Offsites and retreats need game formats that can energize the group without turning the whole day into logistics. Browser-based rooms are ideal because they work on the fly, scale from small teams to large groups, and fit naturally between agenda blocks.
But the biggest challenge at an offsite is not choosing the right game — it is adapting to a schedule that changes constantly. A delayed keynote, a breakout that ran long, a lunch break that shifted — offsite games need to be ready to deploy in 30 seconds or skipped entirely without consequences.
Why offsites need different game rules
Regular meeting games can afford 5 minutes of setup. Offsite games cannot. The day is packed, attention is high, and every minute between sessions is precious.
Offsite game rules:
- Start in under 30 seconds. No setup, no explanation, no account creation.
- Scale to the actual room. If 15 people showed up instead of the expected 40, the game should still work.
- End cleanly on command. The host must be able to stop after 2 rounds or 10 rounds depending on the schedule.
- Work on any device. People have laptops, phones, tablets — the game should not care which one.
The offsite game playbook
Morning opener (before the first keynote)
Format: Would You Rather, 3 rounds Time: 2 minutes Purpose: Wake the room up, get people interacting before the day gets heavy.
Between sessions (energy reset)
Format: Would You Rather, 2 rounds Time: 90 seconds Purpose: Palette cleanser between dense presentations. Resets cognitive load.
Post-lunch revival
Format: Trivia Rush, 5 questions Time: 3 minutes Purpose: Combat the post-lunch energy dip with competitive stimulus.
End-of-day celebration
Format: Trivia tournament, 10 questions Time: 5-7 minutes Purpose: End the day on a high note. Announce the winner as the "Offsite Champion."
Offsite games by event type
| Event type | Format | Rounds | Total time | Best moment |
|---|---|---|---|---|
| Company retreat | Mixed (WYR + Trivia) | Multiple | 3-5 min each | Between sessions |
| Quarterly kickoff | Would You Rather | 3 rounds | 2 min | Opening |
| Team offsite (10-20 people) | Trivia Rush | 10 questions | 5 min | Afternoon social |
| Department gathering | Would You Rather | 5 rounds | 3 min | After lunch |
| Leadership retreat | Quick poll | 1 round | 1 min | Before strategy discussion |
| Company all-hands | Would You Rather | 3 rounds | 2 min | While people are settling in |
Why browser games are perfect for offsites
Offsite venues often have unreliable Wi-Fi, no IT support, and participants using personal devices.
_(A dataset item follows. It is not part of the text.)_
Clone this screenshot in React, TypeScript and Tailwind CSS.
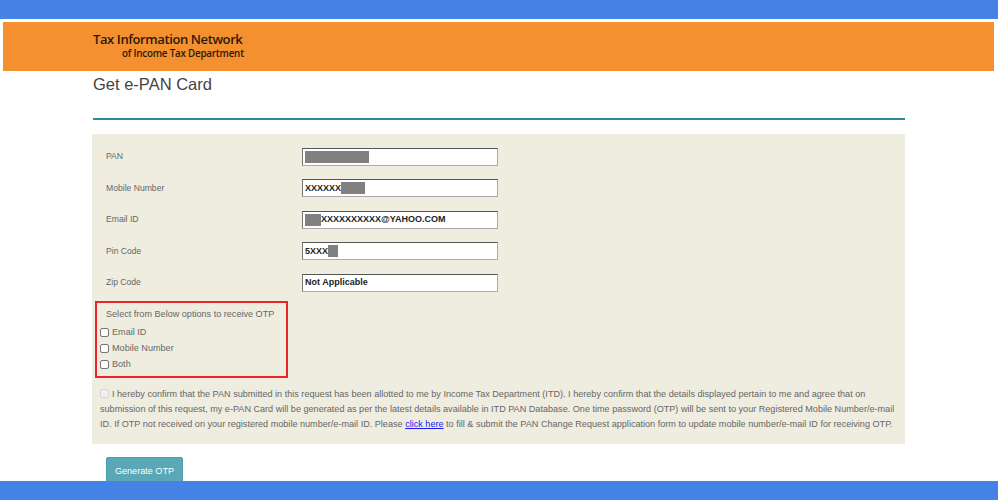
const fields = [
  { label: 'PAN', kind: 'pan' },
  { label: 'Mobile Number', kind: 'mobile' },
  { label: 'Email ID', kind: 'email' },
  { label: 'Pin Code', kind: 'pin' },
  { label: 'Zip Code', kind: 'zip' },
];

function Redact({ w }: { w: string }) {
  return <span className={`inline-block h-[12px] bg-[#808080] ${w}`} />;
}

function FieldValue({ kind }: { kind: string }) {
  if (kind === 'pan') return <Redact w="w-[64px]" />;
  if (kind === 'mobile')
    return (
      <>
        <span>XXXXXX</span>
        <Redact w="w-[24px]" />
      </>
    );
  if (kind === 'email')
    return (
      <>
        <Redact w="w-[16px]" />
        <span>XXXXXXXXXX@YAHOO.COM</span>
      </>
    );
  if (kind === 'pin')
    return (
      <>
        <span>5XXX</span>
        <Redact w="w-[10px]" />
      </>
    );
  return <span>Not Applicable</span>;
}

function Box({ disabled }: { disabled?: boolean }) {
  return (
    <span
      className={`inline-block w-[9px] h-[9px] rounded-[2px] border ${
        disabled ? 'border-[#d6d6d6] bg-[#f0f0f0]' : 'border-[#767676] bg-white'
      }`}
    />
  );
}

export default function App() {
  return (
    <div className="relative w-[998px] h-[500px] overflow-hidden bg-white font-['Liberation_Sans',Arial,sans-serif]">
      <div className="h-[19px] bg-[#4482e6]" />
      <div className="h-[3px]" />
      <div className="ml-[3px] w-[991px] h-[49px] bg-[#f4902f] pl-[90px] pt-[11px] font-['Open_Sans',sans-serif] text-[#2b1a0a] leading-none">
        <div className="text-[13px] font-semibold tracking-[-0.4px]">Tax Information Network</div>
        <div className="ml-[29px] mt-[3px] text-[9.8px] font-semibold tracking-[-0.2px]">of Income Tax Department</div>
      </div>

      <div className="ml-[92px] w-[813px]">
        <h1 className="pl-[1px] pt-[3px] text-[16.5px] leading-[20px] text-[#444]">Get e-PAN Card</h1>
        <div className="mt-[24px] ml-[1px] h-[2px] bg-[#2a8b9d]" />

        <div className="mt-[14px] bg-[#efede0] pt-[13px] pb-[13px]">
          {fields.map((f) => (
            <div key={f.label} className="flex items-center h-[31.5px] pl-[14px]">
              <div className="w-[196px] text-[8.6px] text-[#666] -mt-[12px]">{f.label}</div>
              <div className="-mt-[12px] flex items-center w-[196px] h-[18px] bg-white border border-[#aaa] border-t-[#555] border-l-[#777] pl-[2px] text-[9px] font-bold text-[#222] leading-none">
                <FieldValue kind={f.kind} />
              </div>
            </div>
          ))}

          <div className="-mt-[4px] ml-[3px] w-[193px] h-[77px] border-2 border-[#e8262a] pt-[5px]">
            <div className="pl-[9px] text-[9.1px] leading-[13px] text-[#666]">Select from Below options to receive OTP</div>
            <div className="mt-[5px] flex flex-col gap-[3px] pl-[3px] text-[9.1px] text-[#666] leading-[13px]">
              {['Email ID', 'Mobile Number', 'Both'].map((o) => (
                <div key={o} className="flex items-center gap-[3px]">
                  <Box />
                  <span>{o}</span>
                </div>
              ))}
            </div>
          </div>

          <p className="mt-[9px] pl-[8px] pr-[10px] text-[9.1px] leading-[14.5px] text-[#666]">
            <span className="inline-block align-[-1px] mr-[3px]">
              <Box disabled />
            </span>
            I hereby confirm that the PAN submitted in this request has been allotted to me by Income Tax Department (ITD). I hereby confirm that the details displayed pertain to me and agree that on submission of this request, my e-PAN Card will be generated as per the latest details available in ITD PAN Database. One time password (OTP) will be sent to your Registered Mobile Number/e-mail ID. If OTP not received on your registered mobile number/e-mail ID. Please{' '}
            <a className="text-[#1a1aee] underline">click here</a> to fill &amp; submit the PAN Change Request application form to update mobile number/e-mail ID for receiving OTP.
          </p>
        </div>

        <button className="mt-[13px] ml-[14px] w-[77px] h-[28px] rounded-[2px] bg-[#5aa7b6] border border-[#4e9bab] text-white text-[9.1px] leading-[24px] align-top">
          Generate OTP
        </button>
      </div>

      <div className="absolute left-0 bottom-0 w-full h-[19px] bg-[#4482e6]" />
    </div>
  );
}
Browser games handle all of these:
- Minimal bandwidth. A browser game uses far less data than a video call.
- No installation. Nobody needs to download anything in advance.
- Any device. iPhones, Androids, laptops, tablets — all work.
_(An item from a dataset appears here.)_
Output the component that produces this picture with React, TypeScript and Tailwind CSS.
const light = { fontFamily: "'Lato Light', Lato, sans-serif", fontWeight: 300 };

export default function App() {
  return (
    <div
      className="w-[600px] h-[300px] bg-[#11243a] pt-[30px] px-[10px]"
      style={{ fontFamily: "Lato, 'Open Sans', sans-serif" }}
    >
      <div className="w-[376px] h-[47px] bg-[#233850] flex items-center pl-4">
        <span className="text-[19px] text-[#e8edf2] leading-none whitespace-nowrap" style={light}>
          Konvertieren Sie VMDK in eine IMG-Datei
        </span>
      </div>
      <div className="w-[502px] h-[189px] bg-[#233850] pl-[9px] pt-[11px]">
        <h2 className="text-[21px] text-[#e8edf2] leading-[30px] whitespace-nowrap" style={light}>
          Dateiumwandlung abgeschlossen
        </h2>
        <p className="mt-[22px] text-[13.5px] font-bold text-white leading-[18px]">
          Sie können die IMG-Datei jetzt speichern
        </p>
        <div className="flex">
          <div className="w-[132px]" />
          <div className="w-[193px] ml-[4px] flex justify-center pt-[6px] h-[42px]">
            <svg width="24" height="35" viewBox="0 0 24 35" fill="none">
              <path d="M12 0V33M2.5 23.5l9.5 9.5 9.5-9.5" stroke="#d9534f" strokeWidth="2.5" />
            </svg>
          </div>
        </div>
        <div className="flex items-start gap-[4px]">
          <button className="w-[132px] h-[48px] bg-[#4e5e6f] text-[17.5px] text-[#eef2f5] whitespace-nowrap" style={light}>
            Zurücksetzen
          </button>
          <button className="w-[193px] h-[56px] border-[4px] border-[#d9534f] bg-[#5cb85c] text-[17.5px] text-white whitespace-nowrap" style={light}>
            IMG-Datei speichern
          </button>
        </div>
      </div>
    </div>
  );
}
- No IT coordination. The host creates a room and shares a link. Done.
The in-person advantage
While browser games are often associated with remote meetings, they actually shine at in-person offsites. The combination of physical presence and device-based participation creates a unique energy:
- Visual reactions. You can see people laugh, groan, and high-five in real time.
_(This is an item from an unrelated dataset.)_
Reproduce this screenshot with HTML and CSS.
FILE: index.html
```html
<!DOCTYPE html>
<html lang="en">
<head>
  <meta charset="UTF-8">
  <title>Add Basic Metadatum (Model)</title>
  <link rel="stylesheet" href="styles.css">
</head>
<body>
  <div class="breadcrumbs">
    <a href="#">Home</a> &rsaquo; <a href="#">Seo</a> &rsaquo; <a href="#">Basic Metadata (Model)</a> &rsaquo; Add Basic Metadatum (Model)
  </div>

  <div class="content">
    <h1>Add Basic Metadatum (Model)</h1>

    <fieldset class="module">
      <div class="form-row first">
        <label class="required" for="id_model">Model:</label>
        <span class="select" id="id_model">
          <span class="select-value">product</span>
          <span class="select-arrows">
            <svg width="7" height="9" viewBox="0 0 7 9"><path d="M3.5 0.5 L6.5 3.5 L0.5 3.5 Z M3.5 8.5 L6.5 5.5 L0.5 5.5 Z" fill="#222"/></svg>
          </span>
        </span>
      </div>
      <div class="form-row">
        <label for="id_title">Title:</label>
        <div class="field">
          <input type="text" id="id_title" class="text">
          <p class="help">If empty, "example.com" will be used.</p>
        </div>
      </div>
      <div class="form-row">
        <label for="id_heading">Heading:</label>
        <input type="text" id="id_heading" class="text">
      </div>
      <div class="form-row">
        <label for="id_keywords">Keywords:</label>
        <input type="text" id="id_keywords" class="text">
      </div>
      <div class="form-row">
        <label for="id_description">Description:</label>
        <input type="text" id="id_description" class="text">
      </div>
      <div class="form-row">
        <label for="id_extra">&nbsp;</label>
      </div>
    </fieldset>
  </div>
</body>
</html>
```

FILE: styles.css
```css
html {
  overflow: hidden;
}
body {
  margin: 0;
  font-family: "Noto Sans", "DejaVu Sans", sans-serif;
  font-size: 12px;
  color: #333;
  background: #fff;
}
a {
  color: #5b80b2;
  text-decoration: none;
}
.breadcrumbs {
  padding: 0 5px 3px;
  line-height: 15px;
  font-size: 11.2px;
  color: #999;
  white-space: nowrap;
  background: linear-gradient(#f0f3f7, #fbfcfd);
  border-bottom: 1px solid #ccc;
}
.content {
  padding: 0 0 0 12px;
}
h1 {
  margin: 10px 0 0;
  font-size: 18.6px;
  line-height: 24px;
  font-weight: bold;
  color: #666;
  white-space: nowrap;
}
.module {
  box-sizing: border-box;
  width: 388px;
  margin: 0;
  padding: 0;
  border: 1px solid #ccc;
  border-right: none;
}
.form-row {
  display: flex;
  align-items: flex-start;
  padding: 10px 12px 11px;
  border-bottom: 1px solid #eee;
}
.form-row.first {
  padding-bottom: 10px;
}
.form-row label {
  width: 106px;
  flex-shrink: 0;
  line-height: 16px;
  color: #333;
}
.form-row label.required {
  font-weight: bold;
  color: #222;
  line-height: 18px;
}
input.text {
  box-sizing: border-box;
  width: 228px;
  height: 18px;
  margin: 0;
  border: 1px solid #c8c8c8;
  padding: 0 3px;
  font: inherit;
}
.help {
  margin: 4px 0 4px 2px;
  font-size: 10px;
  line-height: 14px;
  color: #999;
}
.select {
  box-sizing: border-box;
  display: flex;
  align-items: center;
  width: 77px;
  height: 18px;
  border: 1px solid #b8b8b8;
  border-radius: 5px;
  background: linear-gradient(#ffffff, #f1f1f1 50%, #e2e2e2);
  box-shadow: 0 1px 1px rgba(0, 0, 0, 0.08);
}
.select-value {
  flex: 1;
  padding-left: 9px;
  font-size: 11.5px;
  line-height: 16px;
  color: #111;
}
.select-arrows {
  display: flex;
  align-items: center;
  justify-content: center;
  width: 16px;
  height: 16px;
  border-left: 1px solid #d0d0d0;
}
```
- Louder reveals. When the vote split shows "85% picked Option B," the room erupts louder than any Zoom reaction.
- Natural conversation. People turn to their neighbor and debate, creating organic connection.
The game acts as a catalyst. The in-person environment amplifies the reaction.
Common offsite game mistakes
- Over-planning the game schedule. Plan games flexibly, not rigidly. If a session runs long, skip the game. If there is a natural gap, grab the opportunity.
- Using only one format all day. Mix Would You Rather and Trivia to prevent format fatigue.
- Making games the main event. Games are transitions and boosters, not the reason people are at the offsite. Keep them short.
- Ignoring the venue constraints. Bad Wi-Fi, no projector, outdoor settings — scout the venue and plan accordingly. Phone-only formats work everywhere.
- Forgetting to celebrate winners. At an in-person event, announce the trivia champion publicly. The social recognition creates a memory that lasts.
Building momentum through an offsite day
The best offsite days have an energy curve:
| Time | Energy | Game role |
|---|---|---|
| 9:00 AM | Medium — people are arriving | Light warm-up (WYR 2 rounds) |
| 10:30 AM | Lower — after first heavy session | Reset (WYR 2 rounds) |
| 12:30 PM | Low — post-lunch | Revival (Trivia 5 questions) |
| 3:00 PM | Medium — afternoon rally | Optional (if schedule allows) |
| 5:00 PM | Fading — end of day | Celebration (Trivia tournament) |
Games at the right moments keep energy from bottoming out. Without them, the post-lunch session and end-of-day wrap often feel flat.